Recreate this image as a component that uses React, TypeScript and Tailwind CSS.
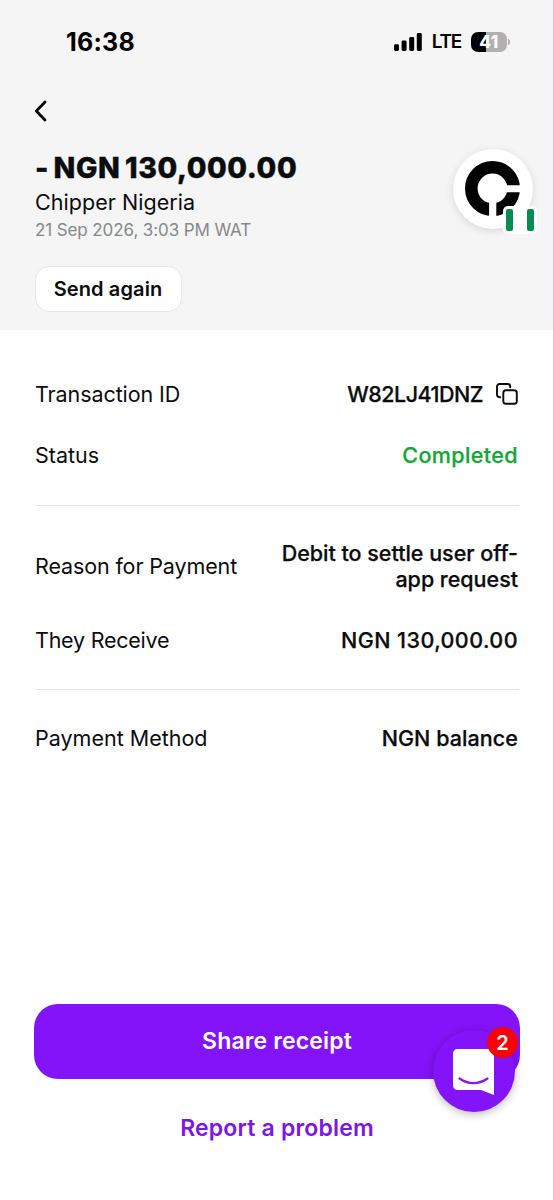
import type { ReactNode } from "react";

function StatusBar() {
  return (
    <div className="flex h-[83px] items-center justify-between pr-[43px] pl-[66px]">
      <span className="text-[25px] leading-[30px] font-bold tracking-[0.01em] text-black">
        16:38
      </span>
      <div className="flex items-center">
        <svg width="28" height="18" viewBox="0 0 28 18" fill="#000">
          <rect x="0" y="11.2" width="5" height="6.8" rx="1.4" />
          <rect x="7.6" y="7.6" width="5" height="10.4" rx="1.4" />
          <rect x="15.2" y="4" width="5" height="14" rx="1.4" />
          <rect x="22.8" y="0" width="5" height="18" rx="1.4" />
        </svg>
        <span className="ml-[10px] text-[19px] leading-6 font-semibold tracking-[-0.065em] text-black">
          LTE
        </span>
        <div className="ml-[10px] flex items-center gap-px">
          <div className="flex h-5 w-9 items-center justify-center rounded-[7px] bg-[linear-gradient(90deg,#000_42%,#b0b0b0_42%)] text-[17px] leading-5 font-extrabold tracking-[0.03em] text-white">
            41
          </div>
          <div className="h-[6px] w-[2px] rounded-r-full bg-[#b0b0b0]" />
        </div>
      </div>
    </div>
  );
}

function Avatar() {
  return (
    <div className="relative mt-[-5px] h-20 w-20 rounded-full bg-white shadow-[0_2px_8px_rgba(0,0,0,0.12)]">
      <svg width="80" height="80" viewBox="0 0 80 80">
        <circle cx="39.5" cy="39.5" r="21.2" fill="none" stroke="#000" strokeWidth="12.6" />
        <path d="M52 36.2h18v7H52zM36.1 52h7.2v18h-7.2z" fill="#fff" />
      </svg>
      {/* Nigerian flag */}
      <div className="absolute top-[57px] left-[50px] flex h-[28px] w-[34px] rounded-[5px] bg-white p-[3px]">
        <div className="w-[7px] rounded-[2px] bg-[#0a8a55]" />
        <div className="flex-1 bg-white" />
        <div className="w-[7px] rounded-[2px] bg-[#0a8a55]" />
      </div>
    </div>
  );
}

function CopyIcon() {
  return (
    <svg width="22" height="22" viewBox="0 0 22 22" fill="none" stroke="#0b0c0e" strokeWidth="1.9" strokeLinecap="round">
      <rect x="7.3" y="7.3" width="13.5" height="13.5" rx="2.6" />
      <path d="M4.2 14.2H3.6A2.6 2.6 0 0 1 1 11.6V3.6A2.6 2.6 0 0 1 3.6 1h8A2.6 2.6 0 0 1 14.2 3.6v.6" />
    </svg>
  );
}

function Row({ label, labelClass, className, children }: { label: string; labelClass: string; className: string; children: ReactNode }) {
  return (
    <div className={`flex items-center justify-between ${className}`}>
      <span className={`text-[21.5px] font-normal whitespace-nowrap ${labelClass}`}>{label}</span>
      <div className="[-webkit-text-stroke-width:0.25px]">{children}</div>
    </div>
  );
}

function ChatButton() {
  return (
    <button className="absolute top-[1030px] left-[433px] flex h-[82px] w-[82px] items-center justify-center rounded-full bg-[#8313f8] shadow-[0_2px_9px_rgba(0,0,0,0.28)]">
      <svg width="42" height="46" viewBox="0 0 42 46" className="mt-[1px]">
        <path d="M4.5 0h32A4.5 4.5 0 0 1 41 4.5V46L28 41H4.5A4.5 4.5 0 0 1 0 36.5v-32A4.5 4.5 0 0 1 4.5 0z" fill="#fff" />
        <path d="M6.5 29.5q14 9.4 28 0" fill="none" stroke="#8313f8" strokeWidth="2.2" strokeLinecap="round" />
      </svg>
      <span className="absolute top-[-3px] left-[54px] flex h-[31px] w-[31px] items-center justify-center rounded-full bg-[#fb0007] text-[20px] leading-none font-semibold text-white">
        2
      </span>
    </button>
  );
}

export default function App() {
  return (
    <main className="relative flex h-[1200px] w-full flex-col overflow-hidden border-r border-[#c9c9cb] bg-white font-['Inter','Liberation_Sans',sans-serif] text-[#0b0c0e]">
      <header className="h-[330px] bg-[#f5f5f5]">
        <StatusBar />
        <button className="mt-[17px] ml-[34px] block">
          <svg width="13" height="22" viewBox="0 0 13 22" fill="none" stroke="#000" strokeWidth="2.8" strokeLinecap="round" strokeLinejoin="round">
            <path d="M11 2 2.3 11 11 20" />
          </svg>
        </button>

        <div className="mt-[32px] flex items-start justify-between pr-5 pl-[35px]">
          <div className="flex flex-col items-start">
            <h1 className="text-[28.5px] leading-7 font-extrabold tracking-[0.021em] [word-spacing:-0.08em] [-webkit-text-stroke:0.4px_#0b0c0e] whitespace-nowrap">
              - NGN 130,000.00
            </h1>
            <p className="mt-[6px] text-[21.5px] leading-7 tracking-[0.002em]">Chipper Nigeria</p>
            <p className="mt-[2px] text-[17px] leading-6 tracking-[-0.006em] text-[#85898b]">21 Sep 2026, 3:03 PM WAT</p>
            <button className="mt-[24px] flex h-[46px] w-[147px] items-center justify-center rounded-[14px] border border-[#e6e6e8] bg-white pr-[1px] text-[20px] font-semibold tracking-[0.006em]">
              Send again
            </button>
          </div>
          <Avatar />
        </div>
      </header>

      <section className="mr-[35px] ml-[35px] flex flex-col pt-[49px] text-[21.5px] font-medium">
        <Row label="Transaction ID" labelClass="tracking-[-0.004em]" className="h-[30px]">
          <span className="flex items-center gap-[13px]">
            <span className="tracking-[-0.024em]">W82LJ41DNZ</span>
            <CopyIcon />
          </span>
        </Row>
        <Row label="Status" labelClass="tracking-normal" className="mt-[31px] h-[30px]">
          <span className="tracking-[0.018em] text-[#15a638]">Completed</span>
        </Row>
        <hr className="mt-[35px] mr-[-1px] border-[#e4e4e6]" />
        <Row label="Reason for Payment" labelClass="tracking-[-0.006em]" className="mt-[34px] h-[52px]">
          <p className="text-right leading-[26px] tracking-[-0.001em]">
            Debit to settle user off-
            <br />
            app request
          </p>
        </Row>
        <Row label="They Receive" labelClass="tracking-[-0.011em]" className="mt-[33px] h-[30px]">
          <span className="tracking-[0.021em]">NGN 130,000.00</span>
        </Row>
        <hr className="mt-[34px] mr-[-1px] border-[#e4e4e6]" />
        <Row label="Payment Method" labelClass="tracking-normal" className="mt-[33px] h-[30px]">
          <span className="tracking-[0.003em]">NGN balance</span>
        </Row>
      </section>

      <footer className="mt-auto flex flex-col items-center pr-[33px] pb-[57px] pl-[34px]">
        <button className="flex h-[75px] w-full items-center justify-center rounded-[24px] bg-[#8313f8] pb-[1px] text-[23px] font-semibold tracking-[0.006em] text-white">
          Share receipt
        </button>
        <button className="mt-[34px] text-[23px] leading-[30px] font-semibold tracking-[0.008em] text-[#7c16e6]">Report a problem</button>
      </footer>

      <ChatButton />
    </main>
  );
}
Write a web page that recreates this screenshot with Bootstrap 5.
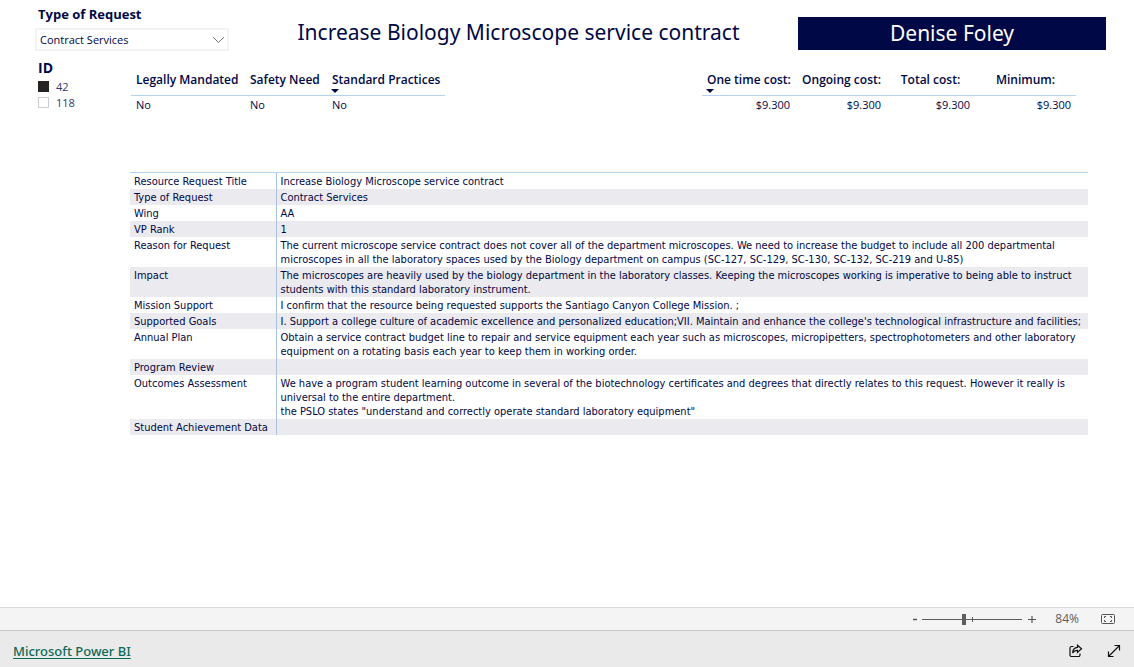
<!DOCTYPE html>
<html lang="en">
<head>
<meta charset="utf-8">
<meta name="viewport" content="width=device-width, initial-scale=1">
<title>Resource Request</title>
<link href="https://cdn.jsdelivr.net/npm/bootstrap@5.3.0/dist/css/bootstrap.min.css" rel="stylesheet">
<style>
  :root { --ink: #000845; --rule: #b3d3ee; --band: #eaeaef; }
  body { font-family: "Open Sans", "Noto Sans", sans-serif; font-size: 11px; line-height: 14px; color: var(--ink); }
  .report { padding: 6px 28px 24px 35px; }
  .filter-box { width: 194px; }
  .filter-title { font-size: 13px; line-height: 16px; font-weight: 700; margin: 0 0 0 3px; }
  .filter-box .form-select {
    height: 23px; margin-top: 6px; padding: 1px 24px 0 3px; border: 2px solid #f3f3f3; border-radius: 0;
    font-size: 11px; line-height: 18px; color: var(--ink);
    background-size: 13px 13px; background-position: right 2px center;
    background-image: url("data:image/svg+xml,%3Csvg xmlns='http://www.w3.org/2000/svg' viewBox='0 0 13 13'%3E%3Cpath d='M1 4l5.500 5.500L12 4' fill='none' stroke='%23777' stroke-width='1'/%3E%3C/svg%3E");
  }
  .request-title, .owner { font-family: "Noto Sans", sans-serif; font-size: 21px; font-weight: 400; }
  .request-title { line-height: 30px; padding: 11px 0 0 10px; }
  .owner { width: 308px; height: 33px; margin-top: 11px; background: #000845; color: #fff; line-height: 33px; }
  .id-list { width: 96px; }
  .id-list .filter-title { font-size: 14px; padding: 1px 0 2px; }
  .id-list .form-check { min-height: 16px; padding-left: 21px; margin: 0 0 0 3px; }
  .id-list .form-check-input { width: 11px; height: 11px; margin: 3px 0 0 -21px; border: 1px solid #ccc; border-radius: 0; }
  .id-list .form-check-input:checked { background: #252423; border-color: #252423; }
  .id-list .form-check-label { line-height: 17px; height: 16px; display: block; margin-left: -3px; color: #33396a; }
  .summary { margin: 13px 0 0; }
  .summary th { position: relative; font-size: 12px; line-height: 16px; font-weight: 600; padding: 0 5px 7px; border-bottom: 1px solid var(--rule); white-space: nowrap; }
  .summary td { padding: 1px 5px; line-height: 16px; }
  .sorted::after { content: ""; position: absolute; left: 4px; bottom: 2px; border: 4px solid transparent; border-top-color: var(--ink); border-bottom: 0; }
  .costs { margin-right: 30px; table-layout: fixed; width: 374px; }
  .flags { table-layout: fixed; width: 314px; }
  .details { margin: 58px 18px 0 95px; border-top: 1px solid var(--rule); font-family: "DejaVu Sans Condensed", "DejaVu Sans", sans-serif; }
  .details table { width: 100%; }
  .details th { width: 146px; font-weight: 400; border-right: 1px solid #a9c1e4; white-space: nowrap; }
  .details th, .details td { padding: 2px 4px 0; vertical-align: top; height: 16px; }
  .details tr:nth-child(even) { background: var(--band); }
  .zoom-bar { height: 23px; padding-right: 18px; background: #f4f4f4; border-top: 1px solid #dadada; color: #605e5c; font-size: 12px; }
  .zoom-bar .btn, .embed-bar .btn { --bs-btn-padding-x: 0; --bs-btn-padding-y: 0; line-height: 16px; border: 0; border-radius: 0; color: #444; display: flex; }
  .zoom-range { appearance: none; width: 100px; height: 13px; margin: 0; background: linear-gradient(#605e5c, #605e5c) 0 6px / 100% 1px no-repeat, linear-gradient(#605e5c, #605e5c) 50px 4px / 1px 5px no-repeat; }
  .zoom-range::-webkit-slider-thumb { appearance: none; width: 4px; height: 11px; background: #605e5c; }
  .zoom-value { margin-left: 17px; margin-right: 22px; }
  .embed-bar { height: 37px; padding: 3px 13px 0; background: #eaeaea; border-top: 1px solid #c8c8c8; }
  .embed-bar a { font-family: "Noto Sans", sans-serif; font-size: 13px; line-height: 20px; font-weight: 500; color: #0b6a58; text-underline-offset: 2px; }
</style>
</head>
<body class="d-flex flex-column min-vh-100">
<main class="report flex-grow-1">
  <header class="d-flex align-items-start">
    <div class="filter-box flex-shrink-0">
      <label class="filter-title d-block" for="type">Type of Request</label>
      <select class="form-select" id="type"><option>Contract Services</option></select>
    </div>
    <h1 class="request-title flex-grow-1 text-center mb-0">Increase Biology Microscope service contract</h1>
    <div class="owner flex-shrink-0 text-center">Denise Foley</div>
  </header>
  <section class="d-flex align-items-start pt-2">
    <fieldset class="id-list flex-shrink-0">
      <legend class="filter-title">ID</legend>
      <div class="form-check"><input class="form-check-input" type="checkbox" id="id42" checked><label class="form-check-label" for="id42">42</label></div>
      <div class="form-check"><input class="form-check-input" type="checkbox" id="id118"><label class="form-check-label" for="id118">118</label></div>
    </fieldset>
    <table class="summary flags">
      <colgroup><col style="width:114px"><col style="width:82px"><col></colgroup>
      <thead><tr><th>Legally Mandated</th><th>Safety Need</th><th class="sorted">Standard Practices</th></tr></thead>
      <tbody><tr><td>No</td><td>No</td><td>No</td></tr></tbody>
    </table>
    <table class="summary costs ms-auto text-end">
      <colgroup><col style="width:93px"><col style="width:91px"><col style="width:89px"><col></colgroup>
      <thead><tr><th class="sorted">One time cost:</th><th>Ongoing cost:</th><th class="text-center">Total cost:</th><th class="text-center">Minimum:</th></tr></thead>
      <tbody><tr><td>$9.300</td><td>$9.300</td><td>$9.300</td><td>$9.300</td></tr></tbody>
    </table>
  </section>
  <section class="details">
    <table>
      <tbody>
        <tr><th scope="row">Resource Request Title</th><td>Increase Biology Microscope service contract</td></tr>
        <tr><th scope="row">Type of Request</th><td>Contract Services</td></tr>
        <tr><th scope="row">Wing</th><td>AA</td></tr>
        <tr><th scope="row">VP Rank</th><td>1</td></tr>
        <tr><th scope="row">Reason for Request</th><td>The current microscope service contract does not cover all of the department microscopes. We need to increase the budget to include all 200 departmental microscopes in all the laboratory spaces used by the Biology department on campus (SC-127, SC-129, SC-130, SC-132, SC-219 and U-85)</td></tr>
        <tr><th scope="row">Impact</th><td>The microscopes are heavily used by the biology department in the laboratory classes. Keeping the microscopes working is imperative to being able to instruct students with this standard laboratory instrument.</td></tr>
        <tr><th scope="row">Mission Support</th><td>I confirm that the resource being requested supports the Santiago Canyon College Mission. ;</td></tr>
        <tr><th scope="row">Supported Goals</th><td>I. Support a college culture of academic excellence and personalized education;VII. Maintain and enhance the college's technological infrastructure and facilities;</td></tr>
        <tr><th scope="row">Annual Plan</th><td>Obtain a service contract budget line to repair and service equipment each year such as microscopes, micropipetters, spectrophotometers and other laboratory equipment on a rotating basis each year to keep them in working order.</td></tr>
        <tr><th scope="row">Program Review</th><td></td></tr>
        <tr><th scope="row">Outcomes Assessment</th><td>We have a program student learning outcome in several of the biotechnology certificates and degrees that directly relates to this request. However it really is universal to the entire department.<br>the PSLO states "understand and correctly operate standard laboratory equipment"</td></tr>
        <tr><th scope="row">Student Achievement Data</th><td></td></tr>
      </tbody>
    </table>
  </section>
</main>
<div class="zoom-bar d-flex align-items-center justify-content-end">
  <button class="btn me-1" type="button" aria-label="Zoom out"><svg width="6" height="12"><path d="M1 6.500h4" stroke="#555" stroke-width="1.500"/></svg></button>
  <input class="zoom-range" type="range" min="0" max="100" value="41" aria-label="Zoom">
  <button class="btn ms-1" type="button" aria-label="Zoom in"><svg width="12" height="12"><path d="M2 6.500h8M6 3v7" stroke="#555" stroke-width="1.200"/></svg></button>
  <span class="zoom-value">84%</span>
  <button class="btn" type="button" aria-label="Fit to page"><svg width="15" height="12" fill="none" stroke="#555"><rect x=".5" y="1.500" width="13" height="9" rx="1"/><path d="M5 3.500H3.500V5M9 3.500h1.500V5M5 8.500H3.500V7M9 8.500h1.500V7"/></svg></button>
</div>
<footer class="embed-bar d-flex align-items-center">
  <a href="#">Microsoft Power BI</a>
  <button class="btn ms-auto" type="button" aria-label="Share"><svg width="14" height="14" fill="none" stroke="#111" stroke-width="1.200"><path d="M4.500 2.500H2.500a1.500 1.500 0 0 0-1.500 1.500v7a1.500 1.500 0 0 0 1.500 1.500h7a1.500 1.500 0 0 0 1.500-1.500V9.500"/><path d="M8.500 1.200l4 3.600-4 3.600V6.300C6.200 6.300 4.800 7 3.600 9 3.800 5.700 5.500 3.600 8.500 3.400z"/></svg></button>
  <button class="btn ms-4" type="button" aria-label="Full screen"><svg width="14" height="14" fill="none" stroke="#111" stroke-width="1.200"><path d="M1.500 12.500l11-11M7.500 1.500h5v5M1.500 7.500v5h5"/></svg></button>
</footer>
<script src="https://cdn.jsdelivr.net/npm/bootstrap@5.3.0/dist/js/bootstrap.bundle.min.js"></script>
</body>
</html>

+---+

▸ **THE TASK**: Copy out every line from the material above in which the word "this" appears.

▸ **RESULT**:
Recreate this image as a component that uses React, TypeScript and Tailwind CSS.
Write a web page that recreates this screenshot with Bootstrap 5.
        <tr><th scope="row">Impact</th><td>The microscopes are heavily used by the biology department in the laboratory classes. Keeping the microscopes working is imperative to being able to instruct students with this standard laboratory instrument.</td></tr>
        <tr><th scope="row">Outcomes Assessment</th><td>We have a program student learning outcome in several of the biotechnology certificates and degrees that directly relates to this request. However it really is universal to the entire department.<br>the PSLO states "understand and correctly operate standard laboratory equipment"</td></tr>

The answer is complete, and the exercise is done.